One-Rep Max Calculator
The One-Rep Max Calculator estimates your theoretical single-rep maximum lift from a sub-maximal set, using the Epley formula (weight × (1 + reps/30)) or the Brzycki formula (weight ÷ (1.0278 − 0.0278 × reps)) — both well-established extrapolation methods that avoid the injury risk of testing a true 1RM directly. This estimate is the basis for setting training percentages in most strength programs, where working sets are prescribed as a percentage of 1RM (for example, 80% for strength-focused work or 65-75% for hypertrophy-focused work). Entering a recent, honestly-performed sub-maximal set gives a more reliable estimate than guessing a number outright.
Pace Calculator
The Pace Calculator converts between distance, time, and pace per kilometer or mile, covering the core math behind race goal-setting and training planning for runners. It answers the two questions runners ask most often: what pace do I need to hold to finish a given distance in a target time, and what finish time does a given training pace project for a longer or shorter race distance.
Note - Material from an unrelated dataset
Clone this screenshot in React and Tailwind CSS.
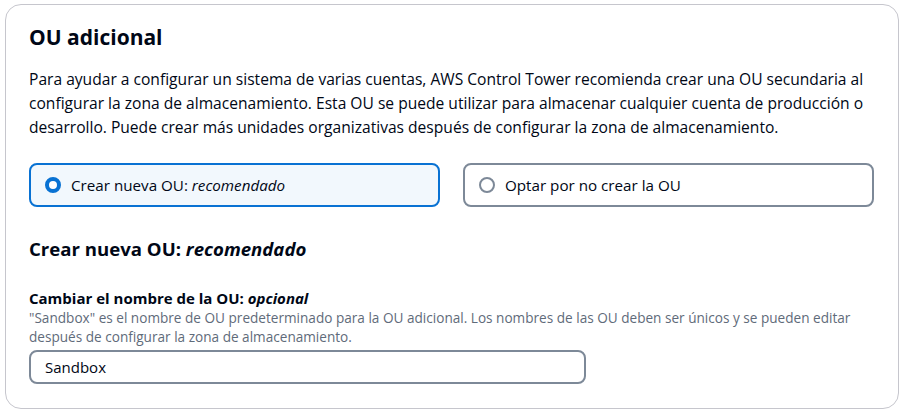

It's equally useful for planning interval splits during a training session and for setting a realistic goal pace ahead of race day.
How We Evaluated
We checked formula accuracy and currency for each calculator — confirming BMR uses Mifflin-St Jeor rather than the outdated Harris-Benedict equation, and that 1RM estimation uses an established formula (Epley or Brzycki) rather than a rough approximation. We assessed breadth across both nutrition use cases (BMI, BMR, TDEE, macros) and training use cases (one-rep max, pace), since a complete fitness toolkit needs both rather than nutrition alone or training alone. We confirmed each tool required no sign-up, returned results instantly, and supported shareable URLs so results can be bookmarked and compared over time as part of tracking real progress.